■ **Required work**
Extract the complete data exactly as given.

■ **Information supplied**
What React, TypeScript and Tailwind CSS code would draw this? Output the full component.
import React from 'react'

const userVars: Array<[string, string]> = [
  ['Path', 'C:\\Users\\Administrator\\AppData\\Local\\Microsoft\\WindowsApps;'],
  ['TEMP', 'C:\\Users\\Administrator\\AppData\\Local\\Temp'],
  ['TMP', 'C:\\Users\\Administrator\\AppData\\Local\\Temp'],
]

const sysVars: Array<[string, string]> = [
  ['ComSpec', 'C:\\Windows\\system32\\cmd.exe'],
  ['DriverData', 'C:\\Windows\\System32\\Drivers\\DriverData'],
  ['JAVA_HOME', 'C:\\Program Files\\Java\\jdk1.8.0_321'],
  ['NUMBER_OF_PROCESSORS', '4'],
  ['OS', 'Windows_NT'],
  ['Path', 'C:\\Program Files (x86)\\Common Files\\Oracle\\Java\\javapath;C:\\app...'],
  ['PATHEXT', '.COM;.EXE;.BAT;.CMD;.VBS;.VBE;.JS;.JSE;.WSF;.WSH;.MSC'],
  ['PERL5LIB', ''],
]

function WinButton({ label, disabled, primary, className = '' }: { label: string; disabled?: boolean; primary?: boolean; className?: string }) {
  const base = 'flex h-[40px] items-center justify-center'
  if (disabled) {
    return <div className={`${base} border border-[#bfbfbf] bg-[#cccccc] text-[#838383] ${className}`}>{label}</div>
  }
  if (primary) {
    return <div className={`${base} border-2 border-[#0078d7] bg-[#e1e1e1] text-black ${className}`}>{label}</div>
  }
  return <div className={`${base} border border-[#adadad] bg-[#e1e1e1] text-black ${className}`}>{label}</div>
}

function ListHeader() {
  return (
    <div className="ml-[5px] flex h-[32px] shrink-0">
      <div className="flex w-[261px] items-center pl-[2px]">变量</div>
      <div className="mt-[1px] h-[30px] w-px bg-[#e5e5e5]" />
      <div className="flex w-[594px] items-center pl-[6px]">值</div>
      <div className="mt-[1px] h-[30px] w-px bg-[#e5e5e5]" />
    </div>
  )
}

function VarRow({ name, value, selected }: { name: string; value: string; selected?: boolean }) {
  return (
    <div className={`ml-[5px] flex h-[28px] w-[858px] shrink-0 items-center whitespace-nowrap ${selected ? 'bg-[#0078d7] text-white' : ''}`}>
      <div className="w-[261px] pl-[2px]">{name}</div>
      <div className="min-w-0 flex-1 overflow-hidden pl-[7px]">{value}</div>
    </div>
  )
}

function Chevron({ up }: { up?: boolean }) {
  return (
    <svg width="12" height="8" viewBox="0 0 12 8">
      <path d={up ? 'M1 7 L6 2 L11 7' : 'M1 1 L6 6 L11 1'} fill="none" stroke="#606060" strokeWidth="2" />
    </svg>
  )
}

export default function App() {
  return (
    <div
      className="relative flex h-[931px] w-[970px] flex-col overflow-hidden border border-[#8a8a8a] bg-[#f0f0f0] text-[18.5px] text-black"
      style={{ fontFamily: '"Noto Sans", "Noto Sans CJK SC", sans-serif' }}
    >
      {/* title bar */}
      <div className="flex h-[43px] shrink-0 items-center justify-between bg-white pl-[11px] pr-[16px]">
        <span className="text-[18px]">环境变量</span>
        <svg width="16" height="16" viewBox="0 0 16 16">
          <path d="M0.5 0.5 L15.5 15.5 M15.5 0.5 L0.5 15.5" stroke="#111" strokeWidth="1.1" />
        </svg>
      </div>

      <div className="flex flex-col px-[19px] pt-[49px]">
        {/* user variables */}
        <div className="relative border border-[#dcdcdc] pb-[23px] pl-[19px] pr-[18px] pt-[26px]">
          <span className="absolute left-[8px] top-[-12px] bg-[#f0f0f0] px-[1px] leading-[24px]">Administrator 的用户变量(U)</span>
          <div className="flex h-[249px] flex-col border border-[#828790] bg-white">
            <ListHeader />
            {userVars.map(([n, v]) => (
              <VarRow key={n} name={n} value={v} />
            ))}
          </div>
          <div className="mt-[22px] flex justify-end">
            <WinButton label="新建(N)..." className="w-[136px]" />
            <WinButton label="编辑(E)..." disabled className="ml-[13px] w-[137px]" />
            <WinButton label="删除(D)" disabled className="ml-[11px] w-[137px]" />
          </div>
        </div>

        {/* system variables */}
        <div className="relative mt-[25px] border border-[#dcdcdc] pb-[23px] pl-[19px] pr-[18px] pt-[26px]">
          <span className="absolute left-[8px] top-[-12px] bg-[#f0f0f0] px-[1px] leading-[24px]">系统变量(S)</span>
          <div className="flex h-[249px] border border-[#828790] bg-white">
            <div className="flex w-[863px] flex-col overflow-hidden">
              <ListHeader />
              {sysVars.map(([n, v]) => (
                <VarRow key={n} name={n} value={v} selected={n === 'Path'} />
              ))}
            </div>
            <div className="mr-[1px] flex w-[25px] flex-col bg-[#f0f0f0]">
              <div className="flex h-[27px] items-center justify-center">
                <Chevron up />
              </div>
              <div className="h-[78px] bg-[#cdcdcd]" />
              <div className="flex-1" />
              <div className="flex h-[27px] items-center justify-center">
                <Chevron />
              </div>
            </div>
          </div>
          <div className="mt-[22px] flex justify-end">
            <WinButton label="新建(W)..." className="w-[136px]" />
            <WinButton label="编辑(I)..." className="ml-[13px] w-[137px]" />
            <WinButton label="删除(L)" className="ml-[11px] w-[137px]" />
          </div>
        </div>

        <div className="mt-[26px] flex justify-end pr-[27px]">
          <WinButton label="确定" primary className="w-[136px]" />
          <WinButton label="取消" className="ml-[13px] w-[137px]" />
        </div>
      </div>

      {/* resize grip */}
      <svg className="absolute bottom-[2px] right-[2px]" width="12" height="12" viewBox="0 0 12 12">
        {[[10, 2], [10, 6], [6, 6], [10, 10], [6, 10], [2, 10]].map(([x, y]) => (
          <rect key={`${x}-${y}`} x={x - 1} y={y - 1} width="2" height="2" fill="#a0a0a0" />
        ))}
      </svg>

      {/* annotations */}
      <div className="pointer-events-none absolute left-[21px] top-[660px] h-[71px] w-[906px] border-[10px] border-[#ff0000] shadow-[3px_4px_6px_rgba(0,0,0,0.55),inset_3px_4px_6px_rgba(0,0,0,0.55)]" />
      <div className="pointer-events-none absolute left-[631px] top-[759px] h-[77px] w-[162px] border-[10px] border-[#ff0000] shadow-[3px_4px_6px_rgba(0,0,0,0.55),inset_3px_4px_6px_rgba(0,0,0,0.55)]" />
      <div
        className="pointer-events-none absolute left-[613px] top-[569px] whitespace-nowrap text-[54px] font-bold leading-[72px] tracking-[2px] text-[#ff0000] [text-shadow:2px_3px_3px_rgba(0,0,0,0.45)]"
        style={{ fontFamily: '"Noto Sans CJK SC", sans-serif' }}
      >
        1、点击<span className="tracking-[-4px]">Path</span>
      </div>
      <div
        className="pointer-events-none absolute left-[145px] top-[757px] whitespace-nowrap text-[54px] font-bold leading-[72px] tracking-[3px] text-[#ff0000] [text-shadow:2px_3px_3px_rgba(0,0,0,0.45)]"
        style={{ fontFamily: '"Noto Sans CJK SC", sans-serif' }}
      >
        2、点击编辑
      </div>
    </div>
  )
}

■ **Answer to the task**
What React, TypeScript and Tailwind CSS code would draw this? Output the full component.
import React from 'react'

const userVars: Array<[string, string]> = [
  ['Path', 'C:\\Users\\Administrator\\AppData\\Local\\Microsoft\\WindowsApps;'],
  ['TEMP', 'C:\\Users\\Administrator\\AppData\\Local\\Temp'],
  ['TMP', 'C:\\Users\\Administrator\\AppData\\Local\\Temp'],
]

const sysVars: Array<[string, string]> = [
  ['ComSpec', 'C:\\Windows\\system32\\cmd.exe'],
  ['DriverData', 'C:\\Windows\\System32\\Drivers\\DriverData'],
  ['JAVA_HOME', 'C:\\Program Files\\Java\\jdk1.8.0_321'],
  ['NUMBER_OF_PROCESSORS', '4'],
  ['OS', 'Windows_NT'],
  ['Path', 'C:\\Program Files (x86)\\Common Files\\Oracle\\Java\\javapath;C:\\app...'],
  ['PATHEXT', '.COM;.EXE;.BAT;.CMD;.VBS;.VBE;.JS;.JSE;.WSF;.WSH;.MSC'],
  ['PERL5LIB', ''],
]

function WinButton({ label, disabled, primary, className = '' }: { label: string; disabled?: boolean; primary?: boolean; className?: string }) {
  const base = 'flex h-[40px] items-center justify-center'
  if (disabled) {
    return <div className={`${base} border border-[#bfbfbf] bg-[#cccccc] text-[#838383] ${className}`}>{label}</div>
  }
  if (primary) {
    return <div className={`${base} border-2 border-[#0078d7] bg-[#e1e1e1] text-black ${className}`}>{label}</div>
  }
  return <div className={`${base} border border-[#adadad] bg-[#e1e1e1] text-black ${className}`}>{label}</div>
}

function ListHeader() {
  return (
    <div className="ml-[5px] flex h-[32px] shrink-0">
      <div className="flex w-[261px] items-center pl-[2px]">变量</div>
      <div className="mt-[1px] h-[30px] w-px bg-[#e5e5e5]" />
      <div className="flex w-[594px] items-center pl-[6px]">值</div>
      <div className="mt-[1px] h-[30px] w-px bg-[#e5e5e5]" />
    </div>
  )
}

function VarRow({ name, value, selected }: { name: string; value: string; selected?: boolean }) {
  return (
    <div className={`ml-[5px] flex h-[28px] w-[858px] shrink-0 items-center whitespace-nowrap ${selected ? 'bg-[#0078d7] text-white' : ''}`}>
      <div className="w-[261px] pl-[2px]">{name}</div>
      <div className="min-w-0 flex-1 overflow-hidden pl-[7px]">{value}</div>
    </div>
  )
}

function Chevron({ up }: { up?: boolean }) {
  return (
    <svg width="12" height="8" viewBox="0 0 12 8">
      <path d={up ? 'M1 7 L6 2 L11 7' : 'M1 1 L6 6 L11 1'} fill="none" stroke="#606060" strokeWidth="2" />
    </svg>
  )
}

export default function App() {
  return (
    <div
      className="relative flex h-[931px] w-[970px] flex-col overflow-hidden border border-[#8a8a8a] bg-[#f0f0f0] text-[18.5px] text-black"
      style={{ fontFamily: '"Noto Sans", "Noto Sans CJK SC", sans-serif' }}
    >
      {/* title bar */}
      <div className="flex h-[43px] shrink-0 items-center justify-between bg-white pl-[11px] pr-[16px]">
        <span className="text-[18px]">环境变量</span>
        <svg width="16" height="16" viewBox="0 0 16 16">
          <path d="M0.5 0.5 L15.5 15.5 M15.5 0.5 L0.5 15.5" stroke="#111" strokeWidth="1.1" />
        </svg>
      </div>

      <div className="flex flex-col px-[19px] pt-[49px]">
        {/* user variables */}
        <div className="relative border border-[#dcdcdc] pb-[23px] pl-[19px] pr-[18px] pt-[26px]">
          <span className="absolute left-[8px] top-[-12px] bg-[#f0f0f0] px-[1px] leading-[24px]">Administrator 的用户变量(U)</span>
          <div className="flex h-[249px] flex-col border border-[#828790] bg-white">
            <ListHeader />
            {userVars.map(([n, v]) => (
              <VarRow key={n} name={n} value={v} />
            ))}
          </div>
          <div className="mt-[22px] flex justify-end">
            <WinButton label="新建(N)..." className="w-[136px]" />
            <WinButton label="编辑(E)..." disabled className="ml-[13px] w-[137px]" />
            <WinButton label="删除(D)" disabled className="ml-[11px] w-[137px]" />
          </div>
        </div>

        {/* system variables */}
        <div className="relative mt-[25px] border border-[#dcdcdc] pb-[23px] pl-[19px] pr-[18px] pt-[26px]">
          <span className="absolute left-[8px] top-[-12px] bg-[#f0f0f0] px-[1px] leading-[24px]">系统变量(S)</span>
          <div className="flex h-[249px] border border-[#828790] bg-white">
            <div className="flex w-[863px] flex-col overflow-hidden">
              <ListHeader />
              {sysVars.map(([n, v]) => (
                <VarRow key={n} name={n} value={v} selected={n === 'Path'} />
              ))}
            </div>
            <div className="mr-[1px] flex w-[25px] flex-col bg-[#f0f0f0]">
              <div className="flex h-[27px] items-center justify-center">
                <Chevron up />
              </div>
              <div className="h-[78px] bg-[#cdcdcd]" />
              <div className="flex-1" />
              <div className="flex h-[27px] items-center justify-center">
                <Chevron />
              </div>
            </div>
          </div>
          <div className="mt-[22px] flex justify-end">
            <WinButton label="新建(W)..." className="w-[136px]" />
            <WinButton label="编辑(I)..." className="ml-[13px] w-[137px]" />
            <WinButton label="删除(L)" className="ml-[11px] w-[137px]" />
          </div>
        </div>

        <div className="mt-[26px] flex justify-end pr-[27px]">
          <WinButton label="确定" primary className="w-[136px]" />
          <WinButton label="取消" className="ml-[13px] w-[137px]" />
        </div>
      </div>

      {/* resize grip */}
      <svg className="absolute bottom-[2px] right-[2px]" width="12" height="12" viewBox="0 0 12 12">
        {[[10, 2], [10, 6], [6, 6], [10, 10], [6, 10], [2, 10]].map(([x, y]) => (
          <rect key={`${x}-${y}`} x={x - 1} y={y - 1} width="2" height="2" fill="#a0a0a0" />
        ))}
      </svg>

      {/* annotations */}
      <div className="pointer-events-none absolute left-[21px] top-[660px] h-[71px] w-[906px] border-[10px] border-[#ff0000] shadow-[3px_4px_6px_rgba(0,0,0,0.55),inset_3px_4px_6px_rgba(0,0,0,0.55)]" />
      <div className="pointer-events-none absolute left-[631px] top-[759px] h-[77px] w-[162px] border-[10px] border-[#ff0000] shadow-[3px_4px_6px_rgba(0,0,0,0.55),inset_3px_4px_6px_rgba(0,0,0,0.55)]" />
      <div
        className="pointer-events-none absolute left-[613px] top-[569px] whitespace-nowrap text-[54px] font-bold leading-[72px] tracking-[2px] text-[#ff0000] [text-shadow:2px_3px_3px_rgba(0,0,0,0.45)]"
        style={{ fontFamily: '"Noto Sans CJK SC", sans-serif' }}
      >
        1、点击<span className="tracking-[-4px]">Path</span>
      </div>
      <div
        className="pointer-events-none absolute left-[145px] top-[757px] whitespace-nowrap text-[54px] font-bold leading-[72px] tracking-[3px] text-[#ff0000] [text-shadow:2px_3px_3px_rgba(0,0,0,0.45)]"
        style={{ fontFamily: '"Noto Sans CJK SC", sans-serif' }}
      >
        2、点击编辑
      </div>
    </div>
  )
}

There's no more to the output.